On another trip he reported that it was his anniversary and his wife loves Vegas but he is an alcoholic with a severe gambling addiction (neither of which are true) and he is just there for her. Again with the huge room upgrade and bottles of champagne!
That was several years ago though and I’ve noticed less comps lately….but happy anniversary and good luck!
To have any tipping advice, I would actually have
to leave my house. I got nothin…
I don’t know anything about tipping in Las Vegas, because I only tip at restaurants. I’ve been to Las Vegas on several occasions, but except for the time I was put in a smoking room instead of the non-smoking room I reserved I’ve never been upgraded, and never asked.

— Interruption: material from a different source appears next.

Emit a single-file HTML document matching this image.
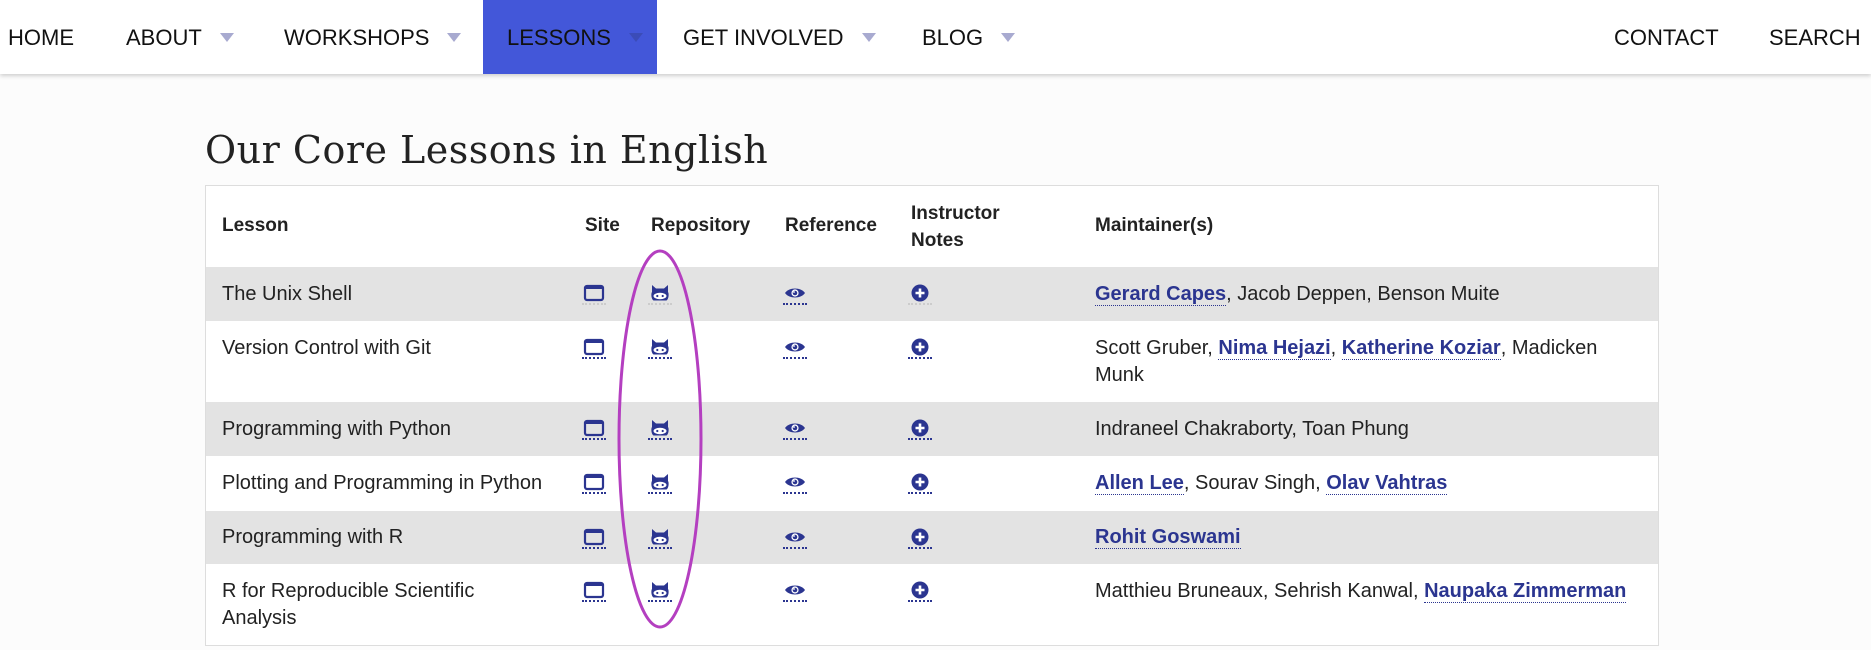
<!DOCTYPE html>
<html><head><meta charset="utf-8"><style>
*{margin:0;padding:0;box-sizing:border-box}
body{width:1871px;height:650px;overflow:hidden;background:#fcfcfc;font-family:"Liberation Sans",sans-serif;color:#222;position:relative}
.nav{position:absolute;left:0;top:0;width:1871px;height:74px;background:#fff;box-shadow:0 2px 4px rgba(0,0,0,.18)}
.ni{position:absolute;top:0;height:74px;line-height:76px;font-size:22px;color:#111;white-space:nowrap}
.car{display:inline-block;width:0;height:0;border-left:7px solid transparent;border-right:7px solid transparent;border-top:9px solid #a8aad0;margin-left:18px;vertical-align:middle;position:relative;top:-2px}
.act{background:#4357d9}
.act .car{border-top-color:#3b4cb8}
h1{position:absolute;left:205px;top:128px;font-family:"DejaVu Serif","Liberation Serif",serif;font-weight:normal;font-size:38px;color:#222;letter-spacing:0.5px}
.tbl{position:absolute;left:205px;top:185px;width:1454px;height:461px;background:#fff;border:1px solid #ddd}
.row{position:absolute;left:0;width:1452px}
.g{background:#e3e3e3}
.c{position:absolute;font-size:20px;line-height:27px;color:#222}
.h{font-weight:bold;font-size:19px}
a{color:#2b3590;font-weight:bold;text-decoration:none;border-bottom:1px dotted #2b3590}
.ic{position:absolute;width:24px;height:22px;border-bottom:2px dotted #2b3590}
.ic.f{border-bottom-color:#ccc}
svg{display:block}
</style></head><body>
<div class="nav">
<div class="ni" style="left:8px">HOME</div>
<div class="ni" style="left:126px">ABOUT<span class="car"></span></div>
<div class="ni" style="left:284px">WORKSHOPS<span class="car"></span></div>
<div class="ni act" style="left:483px;width:174px;padding-left:24px">LESSONS<span class="car"></span></div>
<div class="ni" style="left:683px">GET INVOLVED<span class="car"></span></div>
<div class="ni" style="left:922px">BLOG<span class="car"></span></div>
<div class="ni" style="left:1614px">CONTACT</div>
<div class="ni" style="left:1769px">SEARCH</div>
</div>
<h1>Our Core Lessons in English</h1>
<div class="tbl">
<div class="c h" style="left:16px;top:26px">Lesson</div>
<div class="c h" style="left:379px;top:26px">Site</div>
<div class="c h" style="left:445px;top:26px">Repository</div>
<div class="c h" style="left:579px;top:26px">Reference</div>
<div class="c h" style="left:705px;top:14px">Instructor<br>Notes</div>
<div class="c h" style="left:889px;top:26px">Maintainer(s)</div>

<div class="row g" style="top:81px;height:54px"></div>
<div class="row" style="top:135px;height:81px"></div>
<div class="row g" style="top:216px;height:54px"></div>
<div class="row" style="top:270px;height:55px"></div>
<div class="row g" style="top:325px;height:53px"></div>
<div class="row" style="top:378px;height:82px"></div>

<div class="c" style="left:16px;top:95px">The Unix Shell</div>
<div class="c" style="left:16px;top:149px">Version Control with Git</div>
<div class="c" style="left:16px;top:230px">Programming with Python</div>
<div class="c" style="left:16px;top:284px">Plotting and Programming in Python</div>
<div class="c" style="left:16px;top:338px">Programming with R</div>
<div class="c" style="left:16px;top:392px">R for Reproducible Scientific<br>Analysis</div>

<div class="c" style="left:889px;top:95px"><a>Gerard Capes</a>, Jacob Deppen, Benson Muite</div>
<div class="c" style="left:889px;top:149px;width:540px">Scott Gruber, <a>Nima Hejazi</a>, <a>Katherine Koziar</a>, Madicken Munk</div>
<div class="c" style="left:889px;top:230px">Indraneel Chakraborty, Toan Phung</div>
<div class="c" style="left:889px;top:284px"><a>Allen Lee</a>, Sourav Singh, <a>Olav Vahtras</a></div>
<div class="c" style="left:889px;top:338px"><a>Rohit Goswami</a></div>
<div class="c" style="left:889px;top:392px">Matthieu Bruneaux, Sehrish Kanwal, <a>Naupaka Zimmerman</a></div>
</div>

<div id="icons"></div>
<script>
var tops=[283,337,418,472,527,580];
var site='<svg width="24" height="20" viewBox="0 0 24 20"><rect x="3" y="3" width="18" height="14" rx="2" fill="none" stroke="#2b3590" stroke-width="2.2"/><rect x="3" y="3" width="18" height="3" fill="#2b3590"/></svg>';
var gh='<svg width="24" height="20" viewBox="0 0 24 20"><path d="M4 2 L8 5.5 H16 L20 2 V9 C21 10 21 16 18.5 17.5 H5.5 C3 16 3 10 4 9 Z" fill="#2b3590"/><ellipse cx="12" cy="13" rx="6.5" ry="3.2" fill="#fff"/><circle cx="9.3" cy="13" r="1.1" fill="#2b3590"/><circle cx="14.7" cy="13" r="1.1" fill="#2b3590"/></svg>';
var eye='<svg width="24" height="20" viewBox="0 0 24 20"><path d="M2 10 C6 4 18 4 22 10 C18 16 6 16 2 10Z" fill="#2b3590"/><circle cx="12" cy="10" r="3.6" fill="#fff"/><circle cx="12" cy="10" r="2.3" fill="#2b3590"/><circle cx="11" cy="9" r=".9" fill="#fff"/></svg>';
var plus='<svg width="24" height="20" viewBox="0 0 24 20"><circle cx="12" cy="10" r="8.5" fill="#2b3590"/><path d="M12 5.5V14.5M7.5 10H16.5" stroke="#fff" stroke-width="2.6"/></svg>';
var h='';
tops.forEach(function(t,i){var f=(i==0)?' f':'';
h+='<div class="ic'+f+'" style="left:582px;top:'+t+'px">'+site+'</div>';
h+='<div class="ic'+f+'" style="left:648px;top:'+t+'px">'+gh+'</div>';
h+='<div class="ic" style="left:783px;top:'+t+'px">'+eye+'</div>';
h+='<div class="ic'+f+'" style="left:908px;top:'+t+'px">'+plus+'</div>';});
document.getElementById('icons').innerHTML=h;
</script>
<svg style="position:absolute;left:0;top:0" width="1871" height="650"><ellipse cx="660" cy="439" rx="41" ry="188" fill="none" stroke="#b43fc0" stroke-width="3"/></svg>
</body></html>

A friend from work has a daughter and son in law who regularly get comped three day weekends at some of the more expensive places on the strip. Seems they go and credit card chips (using their player’s card when they do) $1000 at a time, gamble a little and cash the remainder in for cash (without showing their players club cards), then go to another window and credit card another $1000 worth. Repeat as often as necessary. It makes them look like high rollers while they maybe lose at most $50 to $100 a night. And this at places where the rooms run in the multiples of hundreds a night.